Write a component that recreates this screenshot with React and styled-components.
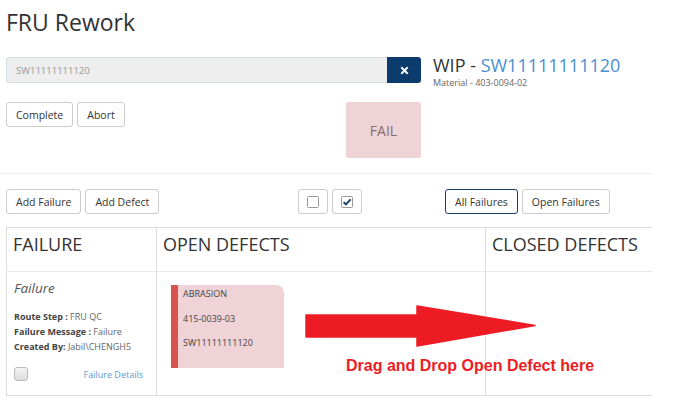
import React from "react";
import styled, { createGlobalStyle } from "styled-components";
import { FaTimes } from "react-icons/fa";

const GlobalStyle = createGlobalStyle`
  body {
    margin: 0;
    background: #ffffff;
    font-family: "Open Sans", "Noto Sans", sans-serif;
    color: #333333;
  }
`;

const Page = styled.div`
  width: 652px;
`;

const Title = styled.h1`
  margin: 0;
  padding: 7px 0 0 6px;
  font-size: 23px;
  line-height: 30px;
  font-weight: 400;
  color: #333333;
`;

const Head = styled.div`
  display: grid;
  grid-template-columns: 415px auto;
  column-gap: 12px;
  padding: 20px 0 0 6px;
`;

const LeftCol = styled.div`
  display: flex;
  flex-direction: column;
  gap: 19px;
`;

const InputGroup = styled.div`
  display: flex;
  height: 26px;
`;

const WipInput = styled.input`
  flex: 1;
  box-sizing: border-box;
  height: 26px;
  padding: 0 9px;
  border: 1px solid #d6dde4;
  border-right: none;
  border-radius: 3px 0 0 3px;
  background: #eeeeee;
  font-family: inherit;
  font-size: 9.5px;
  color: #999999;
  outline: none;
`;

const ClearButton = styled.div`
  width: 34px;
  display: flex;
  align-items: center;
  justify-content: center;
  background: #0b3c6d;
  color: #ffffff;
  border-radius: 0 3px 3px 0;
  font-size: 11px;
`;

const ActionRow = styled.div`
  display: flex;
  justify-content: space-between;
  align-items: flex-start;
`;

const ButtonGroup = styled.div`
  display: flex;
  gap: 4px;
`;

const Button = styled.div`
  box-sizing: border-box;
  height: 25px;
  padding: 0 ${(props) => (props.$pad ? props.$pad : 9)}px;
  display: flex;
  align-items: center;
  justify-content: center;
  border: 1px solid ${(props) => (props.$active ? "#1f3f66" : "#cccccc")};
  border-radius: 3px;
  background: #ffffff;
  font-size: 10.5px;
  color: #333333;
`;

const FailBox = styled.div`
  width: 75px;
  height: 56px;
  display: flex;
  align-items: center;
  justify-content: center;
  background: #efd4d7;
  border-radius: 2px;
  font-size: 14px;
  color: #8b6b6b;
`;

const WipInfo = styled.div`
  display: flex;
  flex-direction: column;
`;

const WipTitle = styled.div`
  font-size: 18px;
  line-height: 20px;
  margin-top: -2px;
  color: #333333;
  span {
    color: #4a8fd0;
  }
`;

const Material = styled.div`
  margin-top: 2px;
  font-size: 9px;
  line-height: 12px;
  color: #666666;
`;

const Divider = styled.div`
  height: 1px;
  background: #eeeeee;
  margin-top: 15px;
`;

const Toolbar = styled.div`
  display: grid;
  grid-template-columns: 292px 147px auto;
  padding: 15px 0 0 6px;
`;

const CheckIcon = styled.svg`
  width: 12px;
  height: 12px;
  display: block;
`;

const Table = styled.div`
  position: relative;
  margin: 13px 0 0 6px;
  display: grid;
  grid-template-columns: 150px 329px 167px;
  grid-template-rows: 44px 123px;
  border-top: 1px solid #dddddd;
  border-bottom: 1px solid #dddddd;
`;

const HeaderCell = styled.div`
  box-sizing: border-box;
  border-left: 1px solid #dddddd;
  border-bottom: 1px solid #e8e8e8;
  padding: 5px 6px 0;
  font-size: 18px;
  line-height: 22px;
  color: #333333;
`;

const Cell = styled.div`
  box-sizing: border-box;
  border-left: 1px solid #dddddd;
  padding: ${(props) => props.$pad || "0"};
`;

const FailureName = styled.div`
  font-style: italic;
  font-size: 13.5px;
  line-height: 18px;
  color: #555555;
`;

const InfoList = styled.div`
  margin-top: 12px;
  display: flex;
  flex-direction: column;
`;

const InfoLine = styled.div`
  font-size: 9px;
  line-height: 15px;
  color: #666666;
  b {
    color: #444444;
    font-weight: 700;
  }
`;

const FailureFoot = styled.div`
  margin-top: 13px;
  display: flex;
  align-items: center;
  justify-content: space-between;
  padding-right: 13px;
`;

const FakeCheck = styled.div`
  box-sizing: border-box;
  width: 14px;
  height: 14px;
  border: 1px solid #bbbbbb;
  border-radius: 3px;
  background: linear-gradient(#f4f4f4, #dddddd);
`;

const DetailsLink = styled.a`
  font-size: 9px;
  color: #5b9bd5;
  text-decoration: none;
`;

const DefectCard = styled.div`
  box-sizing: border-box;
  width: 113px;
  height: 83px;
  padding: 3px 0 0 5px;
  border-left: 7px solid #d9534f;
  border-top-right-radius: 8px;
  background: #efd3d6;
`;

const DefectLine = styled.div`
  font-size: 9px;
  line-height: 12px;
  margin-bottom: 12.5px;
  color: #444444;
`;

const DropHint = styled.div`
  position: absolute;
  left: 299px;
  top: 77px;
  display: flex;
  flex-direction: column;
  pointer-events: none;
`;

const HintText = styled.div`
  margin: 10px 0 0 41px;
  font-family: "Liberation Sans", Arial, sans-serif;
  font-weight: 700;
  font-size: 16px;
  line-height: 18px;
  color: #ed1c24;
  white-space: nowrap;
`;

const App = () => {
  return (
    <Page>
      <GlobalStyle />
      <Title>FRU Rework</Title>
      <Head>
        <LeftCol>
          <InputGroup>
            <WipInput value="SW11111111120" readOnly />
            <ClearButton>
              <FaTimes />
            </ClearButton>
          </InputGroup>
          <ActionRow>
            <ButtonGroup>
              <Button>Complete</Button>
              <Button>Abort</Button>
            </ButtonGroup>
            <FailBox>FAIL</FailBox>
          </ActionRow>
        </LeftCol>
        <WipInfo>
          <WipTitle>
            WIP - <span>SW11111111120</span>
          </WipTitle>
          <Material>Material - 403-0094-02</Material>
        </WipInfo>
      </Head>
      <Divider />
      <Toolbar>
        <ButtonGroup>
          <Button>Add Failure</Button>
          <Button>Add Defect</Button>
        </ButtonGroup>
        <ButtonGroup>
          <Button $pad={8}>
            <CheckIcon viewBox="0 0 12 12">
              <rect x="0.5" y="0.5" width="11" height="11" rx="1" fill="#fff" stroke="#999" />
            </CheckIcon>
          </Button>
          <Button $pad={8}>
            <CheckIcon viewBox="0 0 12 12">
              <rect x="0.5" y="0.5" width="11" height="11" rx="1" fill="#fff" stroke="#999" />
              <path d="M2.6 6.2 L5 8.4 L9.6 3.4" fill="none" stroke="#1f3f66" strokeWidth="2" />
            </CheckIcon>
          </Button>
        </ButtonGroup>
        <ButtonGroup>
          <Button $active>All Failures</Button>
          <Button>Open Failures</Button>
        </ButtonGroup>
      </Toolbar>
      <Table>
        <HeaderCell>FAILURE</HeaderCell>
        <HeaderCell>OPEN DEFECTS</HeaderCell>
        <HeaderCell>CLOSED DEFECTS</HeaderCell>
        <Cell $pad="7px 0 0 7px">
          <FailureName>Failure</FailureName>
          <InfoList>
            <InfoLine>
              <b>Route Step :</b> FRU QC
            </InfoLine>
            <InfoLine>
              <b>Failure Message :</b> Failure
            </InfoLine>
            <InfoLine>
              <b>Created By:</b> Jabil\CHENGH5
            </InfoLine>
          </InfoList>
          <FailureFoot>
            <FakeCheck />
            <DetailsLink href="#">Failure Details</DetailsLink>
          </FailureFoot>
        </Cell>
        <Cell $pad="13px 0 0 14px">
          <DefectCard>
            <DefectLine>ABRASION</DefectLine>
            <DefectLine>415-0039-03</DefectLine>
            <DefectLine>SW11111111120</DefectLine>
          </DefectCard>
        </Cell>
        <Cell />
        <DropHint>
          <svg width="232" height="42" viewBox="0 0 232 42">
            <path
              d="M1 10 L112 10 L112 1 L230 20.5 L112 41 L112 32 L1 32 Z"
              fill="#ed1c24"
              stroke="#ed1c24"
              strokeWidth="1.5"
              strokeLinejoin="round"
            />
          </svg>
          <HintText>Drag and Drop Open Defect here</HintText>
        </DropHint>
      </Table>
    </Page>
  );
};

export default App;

=-=-=

Which lines hold the string "components"? Copy all of them from the data above.

> [Expected answer]:
Write a component that recreates this screenshot with React and styled-components.
import styled, { createGlobalStyle } from "styled-components";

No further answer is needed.